“No Time for Tech Fatalism”

Three Questions to Evarist Bartolo, Minister for Education and Employment of Malta

The air is humming with buzzwords like “life-long learning”, “automation” and “upskill” at the Estonian presidency’s Future of Work conference in Tallinn. Netopia found a quiet corner to talk to Malta’s minister for education and employment, Evarist Bartolo, and find out about the policy realities behind the theory.

Will automation take away more jobs than it creates? Or will productivity increases create new opportunities faster?

We must be prepared. What we must not do is have a type of “technology fatalism”.

It is still to early to say, but drawing from history we know that modern technology destroys jobs but also creates new jobs. There is no reason to think things will be different this time. We must be prepared. What we must not do is have a type of “technology fatalism”. Technology is not a hurricane that we can’t do anything about other than run from. It’s something people are leading. Automation and globalisation are driven by humans. We must move away from the idea of inevitability. It’s simply not accurate, whether we talk about technology, automation and globalisation. We ask the question “where is it going to take us?”, but instead we should ask “where do we want to go?”. The human factor is important. If I visit a workplace, say a factory. The manager says with pride that he used to have twenty people working, but thanks to automation now only five. Then we have to ask “what happened to the other fifteen?”. We have a responsibility toward the fifteen others. Not simply saying it’s their problem for possessing the wrong knowledge or skills. It is our responsibility. Whether we are in government, company, politics, employer organisations, labour unions, it is a shared responsibility. It is short-sighted to talk about employment, let’s talking about human beings. If we exclude them from the workplace, we usually exclude them from society – from democracy – too. This leads to populism. Things like Brexit and Trump are not causes, but the effect of not caring about what happens to a disenfranchised workforce. We must oversee the processes and what they do to people. It is our duty to do so.

What is the main driver of change: Globalisation? Policy? Demography? Technology? Business decisions? Or something else?

It would be a mistake to try to isolate one factor. It is complex reality, with a lot of different factors. The answer is to see it as a system. Many different factors exist and interact. And they change while they interact. It is a complex function.

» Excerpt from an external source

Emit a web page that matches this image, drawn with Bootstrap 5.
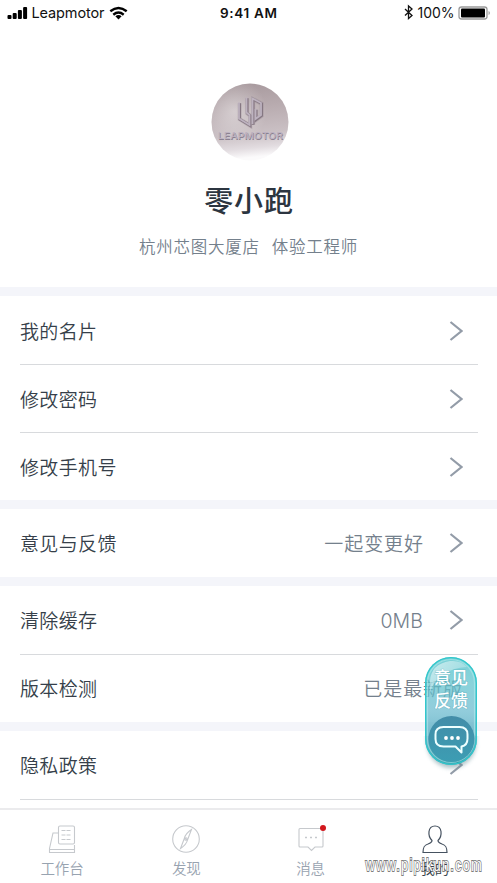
<!DOCTYPE html>
<html lang="zh-CN">
<head>
<meta charset="utf-8">
<meta name="viewport" content="width=device-width, initial-scale=1">
<title>我的</title>
<link href="https://cdn.jsdelivr.net/npm/bootstrap@5.3.0/dist/css/bootstrap.min.css" rel="stylesheet">
<style>
body{font-family:"Noto Sans CJK SC",sans-serif;background:#fff;color:#363f4a;height:883px;overflow:hidden}
svg{display:block;flex:none}
.status{height:26px;font:15px Inter,sans-serif;color:#111;padding:0 7px 0 7px}
.status .time{font-weight:600;letter-spacing:.1px}
.profile{height:261px;padding-top:57px}
.profile svg{position:relative;left:1px}
.profile h1{font-size:29px;font-weight:500;letter-spacing:.9px;line-height:40px;margin:18px 0 0;color:#2c3540;padding-left:1px}
.profile p{font-size:16.5px;font-weight:350;letter-spacing:.76px;line-height:24px;margin:15px 0 0;color:#74808c}
.scroller{height:782px;overflow:hidden}
.band{background:#f4f5fa;padding-top:9px}
.setting{height:68px;background:#fff;padding:1px 34px 0 20px;font-size:19px;font-weight:350;letter-spacing:.35px;position:relative;color:#363f4a}
.setting svg{margin-top:-1px}
.first-group .setting{padding-top:3px}
.setting + .setting::before{content:"";position:absolute;left:20px;right:19px;top:0;height:1px;background:#d8dadd}
.setting.ruled::after{content:"";position:absolute;left:20px;right:19px;bottom:-1px;height:1px;background:#d8dadd}
.setting .value{font-weight:350;color:#74808c;margin-right:25px;letter-spacing:.95px}
.setting .value.latin{font:300 19.5px Inter,"Noto Sans CJK SC",sans-serif;letter-spacing:.1px;margin-right:26px}
.tabs{height:75px;border-top:2px solid #ebebed;background:#fff}
.tab-item{font-size:14.5px;font-weight:350;line-height:20px;color:#98a3b0;padding-top:14px}
.tab-item svg{margin-bottom:4px}
.tab-item.current{color:#363f4a}
.bubble{position:absolute;left:422px;top:652px;z-index:3}
.watermark{position:absolute;left:360px;top:850px;z-index:4}
</style>
</head>
<body>
<header class="status d-flex align-items-center justify-content-between position-relative">
  <div class="d-flex align-items-center">
    <svg width="21" height="12" viewBox="0 0 21 12"><rect x=".5" y="8" width="4" height="4" rx="1"/><rect x="5.7" y="6" width="4" height="6" rx="1"/><rect x="10.9" y="3" width="4" height="9" rx="1"/><rect x="16.1" y="0" width="4" height="12" rx="1"/></svg>
    <svg width="102" height="22"><text x="3.500" y="16" font-size="14.500" textLength="73" fill="#111">Leapmotor</text><g fill="none" stroke="#000" stroke-width="2.400"><path d="M82.300 9.300q8.200-6.600 16.400 0"/><path d="M85.300 12.700q5.200-4.200 10.400 0"/></g><path d="M87.400 14.200q3.100-2.200 6.200 0l-3.100 3.300z"/></svg>
  </div>
  <span class="time position-absolute start-50 translate-middle-x"><svg width="60" height="22"><text x="1" y="16" font-size="13.500" textLength="57" fill="#111">9:41 AM</text></svg></span>
  <svg width="88" height="22" viewBox="0 0 88 22"><path d="M3 7l7 6.500-3.500 3V4L10 7l-7 6.500" fill="none" stroke="#111" stroke-width="1.300"/><text x="15.500" y="16" font-size="14" textLength="37" fill="#111">100%</text><rect x="57" y="5" width="28" height="12" rx="2.500" fill="#fff" stroke="#9b9b9b" stroke-width="1.300"/><rect x="59" y="6.500" width="24" height="9" rx="1"/><path d="M86.500 9v4q1.500-.5 1.500-2t-1.500-2" fill="#aaa"/></svg>
</header>
<div class="scroller">
  <section class="profile text-center">
    <svg class="mx-auto" width="78" height="78" viewBox="0 0 78 78">
      <defs>
        <linearGradient id="av" x1="0" y1="0" x2=".1" y2="1"><stop offset="0" stop-color="#a6989c"/><stop offset=".35" stop-color="#b8abaf"/><stop offset=".7" stop-color="#cac0c4"/><stop offset=".88" stop-color="#e2dce0"/><stop offset="1" stop-color="#fbfafb"/></linearGradient>
        <radialGradient id="gl" cx=".3" cy=".36" r=".42"><stop offset="0" stop-color="#fff" stop-opacity=".4"/><stop offset="1" stop-color="#fff" stop-opacity="0"/></radialGradient>
      </defs>
      <circle cx="39" cy="39" r="38.500" fill="url(#av)"/><circle cx="39" cy="39" r="38.500" fill="url(#gl)"/>
      <g fill="none">
        <path transform="translate(.7 .7)" d="M35.500 14.500v15l3 2.500v10L28 35.500V19.500M41.500 41V15.500l8.500 4.500v12l-5.500 4V26" stroke="#85778250" stroke-width="4"/>
        <path transform="translate(.7 .7)" d="M35.500 14.500v15l3 2.500v10L28 35.500V19.500M41.500 41V15.500l8.500 4.500v12l-5.500 4V26" stroke="#857782" stroke-width="2.600"/>
        <path d="M35.500 14.500v15l3 2.500v10L28 35.500V19.500M41.500 41V15.500l8.500 4.500v12l-5.500 4V26" stroke="#bdb2bf" stroke-width="1.800"/>
      </g>
      <g font-family="Inter" font-size="9.500"><text x="7.500" y="56.800" font-weight="600" textLength="65" lengthAdjust="spacingAndGlyphs" fill="#8b8290" aria-hidden="true">LEAPMOTOR</text>
      <text x="7" y="56" font-weight="500" textLength="65" lengthAdjust="spacingAndGlyphs" fill="#bdb2c1">LEAPMOTOR</text></g>
    </svg>
    <h1>零小跑</h1>
    <p>杭州芯图大厦店<span class="ms-2 ps-1">体验工程师</span></p>
  </section>
  <main>
    <section class="band first-group">
      <div class="setting d-flex align-items-center"><span class="me-auto">我的名片</span><svg width="14" height="20"><path d="M1.500 1l11 9-11 9" fill="none" stroke="#939ca8" stroke-width="2.200"/></svg></div>
      <div class="setting d-flex align-items-center"><span class="me-auto">修改密码</span><svg width="14" height="20"><path d="M1.500 1l11 9-11 9" fill="none" stroke="#939ca8" stroke-width="2.200"/></svg></div>
      <div class="setting d-flex align-items-center"><span class="me-auto">修改手机号</span><svg width="14" height="20"><path d="M1.500 1l11 9-11 9" fill="none" stroke="#939ca8" stroke-width="2.200"/></svg></div>
    </section>
    <section class="band">
      <div class="setting d-flex align-items-center"><span class="me-auto">意见与反馈</span><span class="value">一起变更好</span><svg width="14" height="20"><path d="M1.500 1l11 9-11 9" fill="none" stroke="#939ca8" stroke-width="2.200"/></svg></div>
    </section>
    <section class="band">
      <div class="setting d-flex align-items-center"><span class="me-auto">清除缓存</span><span class="value latin">0MB</span><svg width="14" height="20"><path d="M1.500 1l11 9-11 9" fill="none" stroke="#939ca8" stroke-width="2.200"/></svg></div>
      <div class="setting d-flex align-items-center"><span class="me-auto">版本检测</span><span class="value me-0">已是最新版</span></div>
    </section>
    <section class="band">
      <div class="setting ruled d-flex align-items-center"><span class="me-auto">隐私政策</span><svg width="14" height="20"><path d="M1.500 1l11 9-11 9" fill="none" stroke="#939ca8" stroke-width="2.200"/></svg></div>
      <div class="bg-white pt-3"></div>
    </section>
  </main>
</div>
<nav class="tabs row g-0 text-center">
  <div class="tab-item col-3"><svg class="mx-auto" width="30" height="30" viewBox="0 0 30 30" fill="none" stroke="#c6c9cd" stroke-width="1.100"><path d="M11.500 9H6L2.500 24.500v4h25V21M2.500 25.500h25"/><rect x="11.500" y="2" width="16" height="18" rx="1.500"/><path d="M14.500 6.500h10M14.500 11h10M14.500 15.500h10" stroke-dasharray="4 1"/></svg>工作台</div>
  <div class="tab-item col-3"><svg class="mx-auto" width="30" height="30" viewBox="0 0 30 30" fill="none" stroke="#c6c9cd" stroke-width="1.100"><circle cx="15" cy="15" r="13.300"/><path d="M20.500 5.500q-6 4-7 8.500L9.500 24.500q6-4 7-8.500zM13 14l4 2"/><circle cx="15" cy="15" r="1.300"/></svg>发现</div>
  <div class="tab-item col-3"><svg class="mx-auto" width="30" height="30" viewBox="0 0 30 30" fill="none" stroke="#c6c9cd" stroke-width="1.100"><path d="M4 4.500h22q1 0 1 1V22q0 1-1 1h-7l-3.500 3.500L12 23H4q-1 0-1-1V5.500q0-1 1-1z"/><path d="M9 13.500h2M14 13.500h2M19 13.500h2" stroke-width="1.300"/><circle cx="27" cy="4" r="3" fill="#d2171d" stroke="none"/></svg>消息</div>
  <div class="tab-item current col-3"><svg class="mx-auto" width="30" height="30" viewBox="0 0 30 30" fill="none" stroke="#465260" stroke-width="1.200"><path d="M12 16.500c-2.500-2.500-3.500-5-3-9C9.500 4 12 2 15 2s5.500 2 6 5.500c.5 4-.5 6.500-3 9 0 2 1 2.500 4 3.500 4 1.200 5 3.500 5 8.500H3c0-5 1-7.300 5-8.500 3-1 4-1.500 4-3.500z"/></svg>我的</div>
</nav>
<svg class="bubble" width="60" height="124" viewBox="0 0 60 124">
  <defs>
    <linearGradient id="pill" x1="0" y1="0" x2="0" y2="1"><stop offset="0" stop-color="#45bec6"/><stop offset=".25" stop-color="#5dc2cd"/><stop offset=".5" stop-color="#68b9ce"/><stop offset=".8" stop-color="#3a9db5"/><stop offset="1" stop-color="#159aaa"/></linearGradient>
    <linearGradient id="disc" x1="0" y1="0" x2="0" y2="1"><stop offset="0" stop-color="#438da8"/><stop offset="1" stop-color="#3c9db3"/></linearGradient>
    <linearGradient id="shine" x1="0" y1="0" x2="1" y2="1"><stop offset="0" stop-color="#fff" stop-opacity=".6"/><stop offset="1" stop-color="#fff" stop-opacity=".05"/></linearGradient>
    <filter id="soft" x="-.3" y="-.2" width="1.600" height="1.400"><feGaussianBlur stdDeviation="2"/></filter>
    <clipPath id="low"><rect x="0" y="84" width="60" height="40"/></clipPath>
  </defs>
  <rect x="5" y="8" width="49" height="108" rx="24.500" fill="#5d8792" opacity=".5" filter="url(#soft)" clip-path="url(#low)"/>
  <rect x="3" y="5" width="52" height="108" rx="26" fill="url(#pill)" fill-opacity=".72"/>
  <rect x="3.700" y="5.700" width="50.600" height="106.600" rx="25.300" fill="none" stroke="#2ec8cc" stroke-width="1.300"/>
  <rect x="5.500" y="7.500" width="47" height="103" rx="23.500" fill="none" stroke="#b9f4f2" stroke-width="1.200" opacity=".5"/>
  <path d="M8 40V29Q9 12 28 9q11-1 17 6Q16 17 8 40z" fill="url(#shine)"/>
  <circle cx="29.500" cy="87" r="23" fill="url(#disc)"/>
  <g font-family="Noto Sans CJK SC, sans-serif" font-size="17" font-weight="500" fill="#fff" stroke="#4b9dad" stroke-opacity=".35" stroke-width="1.200" paint-order="stroke"><text x="12" y="32">意见</text><text x="12" y="55">反馈</text></g>
  <path d="M21.500 75h16q8 0 8 7.500v4q0 7-6 8v6l-6-6h-12q-8 0-8-7.500v-4.500q0-7.500 8-7.500z" fill="none" stroke="#edffff" stroke-width="2" stroke-linejoin="round"/>
  <g fill="#fff"><circle cx="24" cy="86" r="1.900"/><circle cx="30" cy="86" r="1.900"/><circle cx="36" cy="86" r="1.900"/></g>
</svg>
<svg class="watermark" width="130" height="32"><text transform="translate(5.500 20.500) scale(.68 1)" font-family="Liberation Sans, sans-serif" font-size="19" textLength="171" fill="#fff" stroke="#555" stroke-width="1.900" stroke-opacity=".75" paint-order="stroke">www.pipikun.com</text></svg>
<script src="https://cdn.jsdelivr.net/npm/bootstrap@5.3.0/dist/js/bootstrap.bundle.min.js"></script>
</body>
</html>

Apart from the factors you have mentioned, I would add another very important one: People are on the move; across borders. It is inevitable and irreversible, we should prepare more for it.

What is most important is the human factor. There is a tendency, especially with neo-liberalism that it is old-fashioned to talk about rights, to take care of people in the work place.

There is a tendency, especially with neo-liberalism that it is old-fashioned to talk about rights.

Where to be modern is to look at people as production units in the workplace. I don’t like the term “human capital” – why not talk about human beings? In this complex and very difficult situation, we live in one big uncomfortable zone. The big changes that are happening technologically, socially, politically, economically, should tell us we need to prepare ourselves better for how to live in an uncomfortable zone.

When things were more stable, we knew the borders, we knew the destination in our lives. School prepared us for work. Now the destination is unknown. Now it is a voyage. We must prepare emotionally, socially, culturally, technologically and keep in mind the complex reality. Let us develop our ways on how to live in a complex way and not simplify. There are no simple solutions.

What is the role of policy makers?

It can be comfortable for policy makers to say that things are changing fast. But we should try to understand what is happening now and tomorrow and to take policy decision which address problems that are arising. One of the biggest duties of policy making is to listen to those who are silent. In our current processes, strong people are in a good position to lobby, to influence, to go on social media and express what they think should be done. But there is also a segment of society who are silent, who cannot organise. It is easy to lose touch with them.

One of the biggest duties of policy making is to listen to those who are silent

There is a risk to allow to populists to fill the vacuums that democratic policy makers leave. We must try to understand what is going on, engage with all of society, discuss, debate, ask, try to listen to answers. One of the most important roles of policy makers is to listen and to understand that decisions will influence the lives of people who we will never see.

Take Grenfell Tower in London, for example. Somebody thought it was important for the tower to be clad to improve its appearance in order maintain the value of neighbouring properties. I’m sure it was taken as technical decision. However, nobody asked: “have we checked if it is fire-proof?”, “are the fire alarms are in place?”, “are there emergency exits?” – the decision was taken without looking after the human consequences. Whatever decision we take, whether it is about diesel emissions or quantitative easing: whatever it is, it will affect human beings. So we must try to engage as much as possible. It is obvious maybe, but people matter.